SB 5013

This analysis was prepared by non-partisan legislative staff for the use of legislative members in their deliberations. This analysis is not a part of the legislation nor does it constitute a statement of legislative intent.

As Reported by House Committee On:


Title: An act relating to the disposition of tenant property placed upon the nearest public property.

Brief Description: Concerning the disposition of tenant property placed upon the nearest public property.

Sponsors: Senators Warnick and Hobbs.

Brief History:

Committee Activity:

Judiciary: 3/14/17, 3/23/17 [DP].

Brief Summary of Bill

  • Establishes a five-day period after which a landlord may dispose of an evicted tenant's property that has been placed on the nearest public property.


Majority Report: Do pass. Signed by 12 members: Representatives Jinkins, Chair; Rodne, Ranking Minority Member; Muri, Assistant Ranking Minority Member; Frame, Goodman, Graves, Haler, Hansen, Kirby, Klippert, Orwall and Shea.

Minority Report: Do not pass. Signed by 1 member: Representative Kilduff, Vice Chair.

Staff: Audrey Frey (786-7289).


Under the Residential Landlord-Tenant Act (RLTA), a tenant may face an eviction lawsuit, also known as an unlawful detainer action, if he or she continues to occupy rental property after the expiration of the lease term, fails to pay rent after receiving a request to pay or vacate, or otherwise substantially fails to comply with his or her statutory duties under the RLTA.

After filing an unlawful detainer action, the landlord must serve the tenant with a summons and complaint notifying the tenant of the lawsuit and the response deadline. In connection with an unlawful detainer action, a landlord may also apply for a court order, called a writ of restitution, directing the sheriff to physically evict the tenant, remove his or her belongings, and restore the premises to the landlord.

If the court issues a writ of restitution, the sheriff must deliver a copy of the court order to the tenant, including written notice of the physical eviction date, information about what will happen to any personal property remaining on the premises after eviction, and a form that the tenant can use to request that the landlord store his or her personal property.

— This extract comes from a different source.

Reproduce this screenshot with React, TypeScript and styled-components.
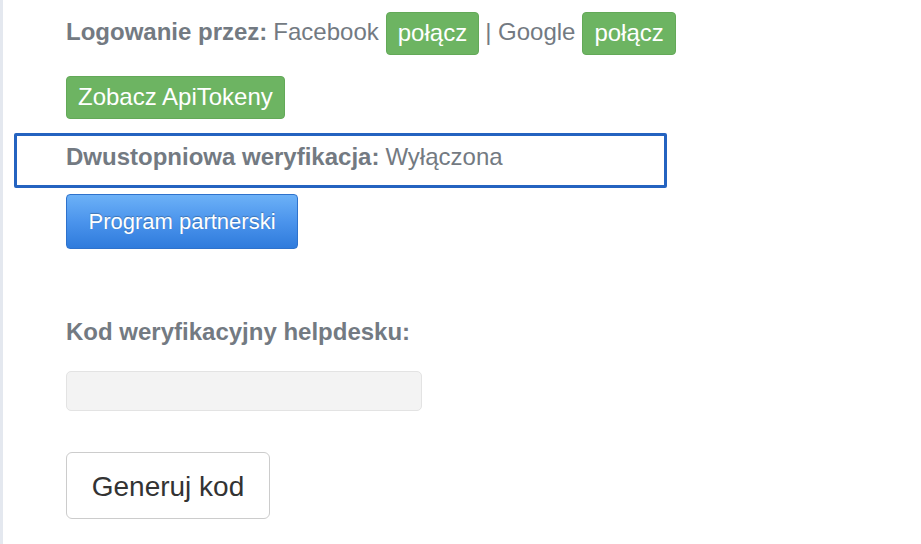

If the tenant serves a written request for storage on the landlord within three days, the landlord must store the tenant's personal property. In order to later recover the property, the tenant must pay the storage cost to the landlord. If the tenant objects to storage, the landlord must place the personal property on the nearest public property, such as a sidewalk. If the tenant neither makes a written request for storage nor objects to storage, the landlord may choose either to store the personal property or place it on the nearest public property.

The landlord may dispose of or sell the tenant's property to recoup storage costs after providing the tenant with appropriate notice. A seven-day notice is required where the property value is equal to or less than $250, and a 30-day notice is required where the property is worth more than $250. Any excess income from the sale not collected by the tenant within one year must be deposited with the Department of Revenue.


Summary of Bill:

If a landlord has placed an evicted tenant's property on the nearest public property, a period of not less than five days must pass before the landlord may dispose of that property.


Appropriation: None.

Fiscal Note: Not requested.

Effective Date: The bill takes effect 90 days after adjournment of the session in which the bill is passed.

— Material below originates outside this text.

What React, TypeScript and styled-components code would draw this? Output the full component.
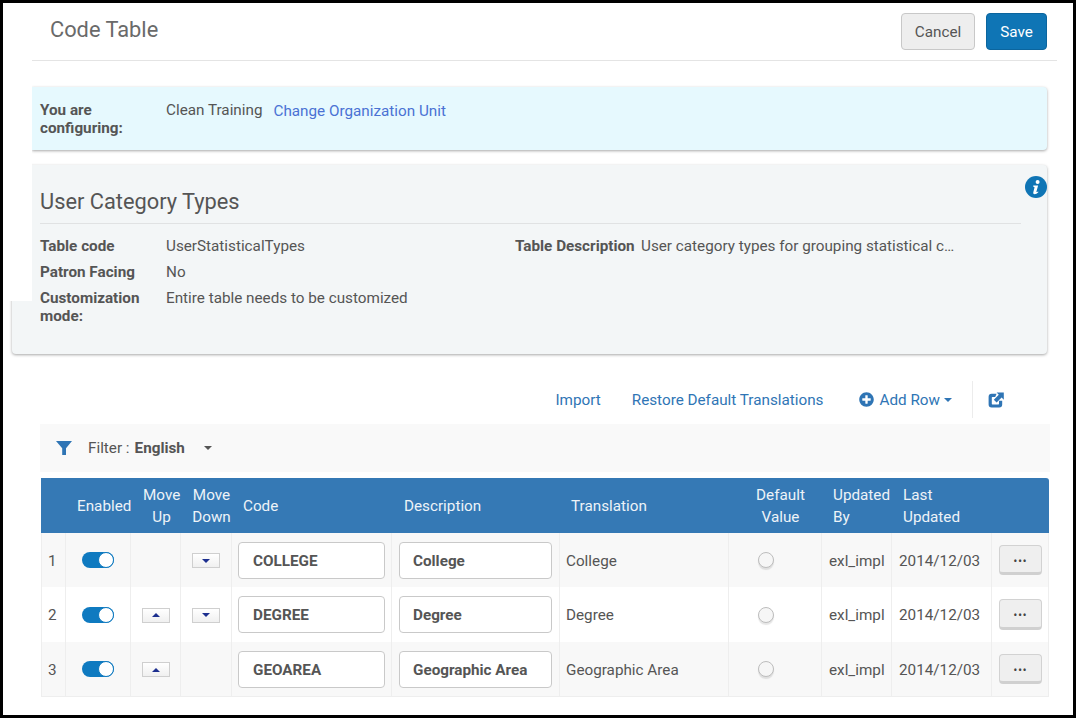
import { createGlobalStyle } from "styled-components";
import styled from "styled-components";
import { FaPlusCircle } from "react-icons/fa";

const GlobalStyle = createGlobalStyle`
  html, body {
    margin: 0;
    padding: 0;
    background: #fff;
    font-family: Roboto, "Liberation Sans", sans-serif;
    font-size: 15.25px;
    color: #555;
  }
`;

interface RowData {
  num: number;
  code: string;
  description: string;
  up: boolean;
  down: boolean;
  height: number;
}

const rows: RowData[] = [
  { num: 1, code: "COLLEGE", description: "College", up: false, down: true, height: 54 },
  { num: 2, code: "DEGREE", description: "Degree", up: true, down: true, height: 55 },
  { num: 3, code: "GEOAREA", description: "Geographic Area", up: true, down: false, height: 54 },
];

const App = () => (
  <Frame>
    <GlobalStyle />
    <Header>
      <Title>Code Table</Title>
      <HeaderActions>
        <CancelButton>Cancel</CancelButton>
        <SaveButton>Save</SaveButton>
      </HeaderActions>
    </Header>

    <ConfigBand>
      <BoldLabel>You are configuring:</BoldLabel>
      <span>Clean Training</span>
      <ChangeLink>Change Organization Unit</ChangeLink>
    </ConfigBand>

    <Panel>
      <InfoIcon viewBox="0 0 22 22">
        <circle cx="11" cy="11" r="11" fill="#0f75b5" />
        <circle cx="12.6" cy="6" r="2" fill="#fff" />
        <path d="M8.2 9.4h4.9l-1.7 6.3c-.1.5.4.6 1.6-.3l.5.7c-1.5 1.6-2.7 2.1-3.8 2.1-1.2 0-1.7-.7-1.4-1.9l1.2-4.8c.1-.4-.3-.6-1-.6z" fill="#fff" />
      </InfoIcon>
      <PanelTitle>User Category Types</PanelTitle>
      <DetailsGrid>
        <BoldLabel>Table code</BoldLabel>
        <span>UserStatisticalTypes</span>
        <DescriptionLine>
          <DescriptionLabel>Table Description</DescriptionLabel>
          <DescriptionValue>User category types for grouping statistical c…</DescriptionValue>
        </DescriptionLine>
        <BoldLabel>Patron Facing</BoldLabel>
        <WideValue>No</WideValue>
        <BoldLabel>Customization mode:</BoldLabel>
        <WideValue>Entire table needs to be customized</WideValue>
      </DetailsGrid>
    </Panel>

    <Toolbar>
      <ToolLink>Import</ToolLink>
      <ToolLink>Restore Default Translations</ToolLink>
      <AddRow>
        <FaPlusCircle size={15} />
        <span>Add Row</span>
        <LinkCaret />
      </AddRow>
      <ToolDivider />
      <ExportIcon viewBox="0 0 16 16">
        <path d="M8.6 1.8H3.6A3 3 0 0 0 .6 4.8v7.8a3 3 0 0 0 3 3h7.6a3 3 0 0 0 3-3V8.8h-3.2v3a.6.6 0 0 1-.6.6H4.4a.6.6 0 0 1-.6-.6V5.6a.6.6 0 0 1 .6-.6h2.8z" fill="#2f75b5" />
        <path d="M8.6.6H15.8V7.8L13.6 5.6 8.6 10.6 5.8 7.8 10.8 2.8z" fill="#2f75b5" />
      </ExportIcon>
    </Toolbar>

    <FilterBar>
      <FilterIcon viewBox="0 0 16 14">
        <path d="M0 0H16L10 7.2V14H6.2V7.2z" fill="#2f75b5" />
      </FilterIcon>
      <span>Filter :</span>
      <FilterValue>English</FilterValue>
      <GreyCaret />
    </FilterBar>

    <DataTable>
      <colgroup>
        {[24, 65, 50, 51, 160, 168, 169, 93, 70, 100, 58].map((w, i) => (
          <col key={i} style={{ width: w }} />
        ))}
      </colgroup>
      <thead>
        <tr>
          <HeadCell />
          <HeadCell $center>Enabled</HeadCell>
          <HeadCell $center $pad={13}>Move Up</HeadCell>
          <HeadCell $center>Move Down</HeadCell>
          <HeadCell>Code</HeadCell>
          <HeadCell $pad={13}>Description</HeadCell>
          <HeadCell>Translation</HeadCell>
          <HeadCell $center>Default Value</HeadCell>
          <HeadCell>Updated By</HeadCell>
          <HeadCell>
            Last
            <br />
            Updated
          </HeadCell>
          <HeadCell />
        </tr>
      </thead>
      <tbody>
        {rows.map((row) => (
          <Row key={row.num} $height={row.height} $odd={row.num % 2 === 1}>
            <TextCell $pad={6}>{row.num}</TextCell>
            <Cell $center>
              <Toggle />
            </Cell>
            <Cell $center>{row.up && <MoveButton><ArrowUp /></MoveButton>}</Cell>
            <Cell $center>{row.down && <MoveButton><ArrowDown /></MoveButton>}</Cell>
            <Cell $pad={6}>
              <TextField $width={147} $inset={14} value={row.code} readOnly />
            </Cell>
            <Cell>
              <TextField $width={153} $inset={13} value={row.description} readOnly />
            </Cell>
            <TextCell $pad={6}>{row.description}</TextCell>
            <Cell>
              <Radio />
            </Cell>
            <TextCell>exl_impl</TextCell>
            <TextCell>2014/12/03</TextCell>
            <Cell>
              <DotsButton $height={row.height - 24}>•••</DotsButton>
            </Cell>
          </Row>
        ))}
      </tbody>
    </DataTable>
  </Frame>
);
export default App;

const Frame = styled.div`
  box-sizing: border-box;
  width: 1076px;
  height: 718px;
  border: 3px solid #000;
  overflow: hidden;
  background: #fff;
`;

const Header = styled.header`
  display: flex;
  align-items: flex-start;
  justify-content: space-between;
  box-sizing: border-box;
  height: 58px;
  margin: 0 16px 0 29px;
  padding: 10px 10px 0 18px;
  border-bottom: 1px solid #e4e4e4;
`;

const Title = styled.h1`
  margin: 4px 0 0;
  font-size: 21.8px;
  font-weight: 400;
  line-height: 26px;
  color: #6a6a6a;
`;

const HeaderActions = styled.div`
  display: flex;
  gap: 11px;
`;

const CancelButton = styled.button`
  box-sizing: border-box;
  width: 74px;
  height: 37px;
  border: 1px solid #c8c8c8;
  border-radius: 4px;
  background: #eeeeee;
  color: #555;
  font: 400 15.25px Roboto, sans-serif;
  padding: 0;
`;

const SaveButton = styled(CancelButton)`
  width: 61px;
  border-color: #0b659e;
  background: #0f75b5;
  color: #fff;
`;

const ConfigBand = styled.section`
  display: flex;
  box-sizing: border-box;
  width: 1015px;
  height: 63px;
  margin: 26px 0 0 29px;
  padding: 14px 8px 0;
  background: #e6f9fe;
  border-radius: 0 4px 4px 0;
  box-shadow: 0 1px 3px rgba(0, 0, 0, 0.35);
  clip-path: inset(-6px -6px -6px 0);
  line-height: 18px;
`;

const BoldLabel = styled.div`
  width: 100px;
  margin-right: 26px;
  font-weight: 700;
`;

const ChangeLink = styled.a`
  margin: 1px 0 0 11px;
  color: #4a72d4;
`;

const Panel = styled.section`
  position: relative;
  box-sizing: border-box;
  width: 1035px;
  height: 189px;
  margin: 15px 0 0 9px;
  padding: 0 26px 0 28px;
  background: #f3f6f7;
  border-radius: 4px;
  box-shadow: 0 1px 3px rgba(0, 0, 0, 0.35);

  /* white block over the panel's upper left corner */
  &:before {
    content: "";
    position: absolute;
    left: -4px;
    top: -4px;
    width: 24px;
    height: 140px;
    background: #fff;
  }
`;

const InfoIcon = styled.svg`
  position: absolute;
  top: 11px;
  right: 0;
  width: 22px;
  height: 22px;
`;

const PanelTitle = styled.h2`
  margin: 0;
  padding-top: 23px;
  height: 35px;
  font-size: 21.8px;
  font-weight: 400;
  line-height: 28px;
  color: #555;
  border-bottom: 1px solid #e0e2e3;
`;

const DetailsGrid = styled.div`
  display: grid;
  grid-template-columns: 126px 349px 1fr;
  row-gap: 8px;
  padding-top: 13px;
  line-height: 18px;
`;

const DescriptionLine = styled.div`
  display: flex;
  min-width: 0;
`;

const DescriptionLabel = styled.span`
  width: 126px;
  flex: none;
  font-weight: 700;
`;

const DescriptionValue = styled.span`
  white-space: nowrap;
`;

const WideValue = styled.div`
  grid-column: 2 / 4;
`;

const Toolbar = styled.div`
  display: flex;
  align-items: center;
  justify-content: flex-end;
  height: 37px;
  margin-top: 27px;
  padding-right: 69px;
  color: #2f75b5;
`;

const ToolLink = styled.a`
  margin-right: 31px;
  color: #2f75b5;
`;

const AddRow = styled.a`
  display: flex;
  align-items: center;
  gap: 6px;
  margin-left: 4px;
  color: #2f75b5;
`;

const LinkCaret = styled.i`
  width: 0;
  height: 0;
  margin-left: -2px;
  border: 4px solid transparent;
  border-top-color: #2f75b5;
  border-bottom: 0;
`;

const ToolDivider = styled.div`
  width: 1px;
  height: 37px;
  margin: 0 15px 0 20px;
  background: #ececec;
`;

const ExportIcon = styled.svg`
  width: 16px;
  height: 16px;
`;

const FilterBar = styled.div`
  display: flex;
  align-items: center;
  box-sizing: border-box;
  width: 1010px;
  height: 48px;
  margin: 6px 0 0 37px;
  padding-left: 16px;
  background: #f9f9f9;
`;

const FilterIcon = styled.svg`
  width: 16px;
  height: 14px;
  margin-right: 16px;
`;

const FilterValue = styled.b`
  margin: 0 19px 0 5px;
`;

const GreyCaret = styled.i`
  width: 0;
  height: 0;
  border: 4px solid transparent;
  border-top-color: #555;
  border-bottom: 0;
`;

const DataTable = styled.table`
  table-layout: fixed;
  box-sizing: border-box;
  width: 1008px;
  margin: 6px 0 0 38px;
  border-collapse: separate;
  border-spacing: 0;
  border-bottom: 1px solid #eee;
`;

const HeadCell = styled.th<{ $center?: boolean; $pad?: number }>`
  height: 55px;
  padding: 0 0 0 ${({ $pad }) => $pad ?? 12}px;
  background: #3579b5;
  color: #edf3f8;
  font-size: 15.25px;
  font-weight: 400;
  line-height: 22px;
  text-align: ${({ $center }) => ($center ? "center" : "left")};
  &:last-child {
    border-top-right-radius: 3px;
  }
`;

const Row = styled.tr<{ $height: number; $odd: boolean }>`
  height: ${({ $height }) => $height}px;
  background: ${({ $odd }) => ($odd ? "#f8f8f8" : "#fff")};
`;

const Cell = styled.td<{ $center?: boolean; $pad?: number }>`
  padding: 0 0 0 ${({ $pad }) => $pad ?? 7}px;
  border-left: 1px solid #eee;
  text-align: ${({ $center }) => ($center ? "center" : "left")};
  &:last-child {
    border-right: 1px solid #eee;
  }
`;

const TextCell = styled(Cell)`
  padding-top: 1px;
`;

const Toggle = styled.span`
  display: flex;
  justify-content: flex-end;
  box-sizing: border-box;
  width: 32px;
  height: 16px;
  margin: 0 0 0 9px;
  border-radius: 8px;
  background: #0f7ac0;
  &:after {
    content: "";
    box-sizing: border-box;
    width: 16px;
    height: 16px;
    border: 1px solid #0f7ac0;
    border-radius: 50%;
    background: #fff;
  }
`;

const MoveButton = styled.button`
  display: inline-flex;
  align-items: center;
  justify-content: center;
  box-sizing: border-box;
  width: 28px;
  height: 15px;
  margin-right: 7px;
  padding: 0;
  border: 1px solid #cfcfcf;
  background: linear-gradient(#fff, #f0f0f0);
  vertical-align: middle;
`;

const ArrowUp = styled.i`
  width: 0;
  height: 0;
  border: 4px solid transparent;
  border-bottom-color: #1c2f8f;
  border-top: 0;
`;

const ArrowDown = styled.i`
  width: 0;
  height: 0;
  border: 4px solid transparent;
  border-top-color: #1c2f8f;
  border-bottom: 0;
`;

const TextField = styled.input<{ $width: number; $inset: number }>`
  box-sizing: border-box;
  display: block;
  width: ${({ $width }) => $width}px;
  height: 37px;
  padding: 1px 0 0 ${({ $inset }) => $inset}px;
  border: 1px solid #c9c9c9;
  border-radius: 4px;
  background: #fff;
  color: #555;
  font: 700 15.25px Roboto, sans-serif;
  outline: none;
`;

const Radio = styled.span`
  display: block;
  box-sizing: border-box;
  width: 16px;
  height: 16px;
  margin-left: 22px;
  border: 1px solid #bdbdbd;
  border-radius: 50%;
  background: #f6f6f6;
  box-shadow: 0 2px 1px rgba(0, 0, 0, 0.1);
`;

const DotsButton = styled.button<{ $height: number }>`
  display: block;
  box-sizing: border-box;
  width: 43px;
  height: ${({ $height }) => $height}px;
  padding: 4px 0 0;
  border: 1px solid #d2d2d2;
  border-bottom: 3px solid #d0d0d0;
  border-radius: 4px;
  background: #efefef;
  color: #444;
  font: 700 10px Roboto, sans-serif;
  letter-spacing: 1px;
`;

Staff Summary of Public Testimony:

(In support) This bill helps give certainty not only to landlords, but also to tenants. There was concern about the timeframe of only five days, but right now the landlord does not know whether it should be one day or 30 days, or what they are required to do with the tenant's personal property once it is out on the public property. An eviction takes quite a while. Landlords cannot throw people out with just a day or two of notice. It can take weeks, if not months, to process an eviction. This bill gives certainty to landlords and tenants regarding the length of time the personal property must be kept out on the public property.

(Opposed) None.

Persons Testifying: Senator Warnick, prime sponsor.

Persons Signed In To Testify But Not Testifying: None.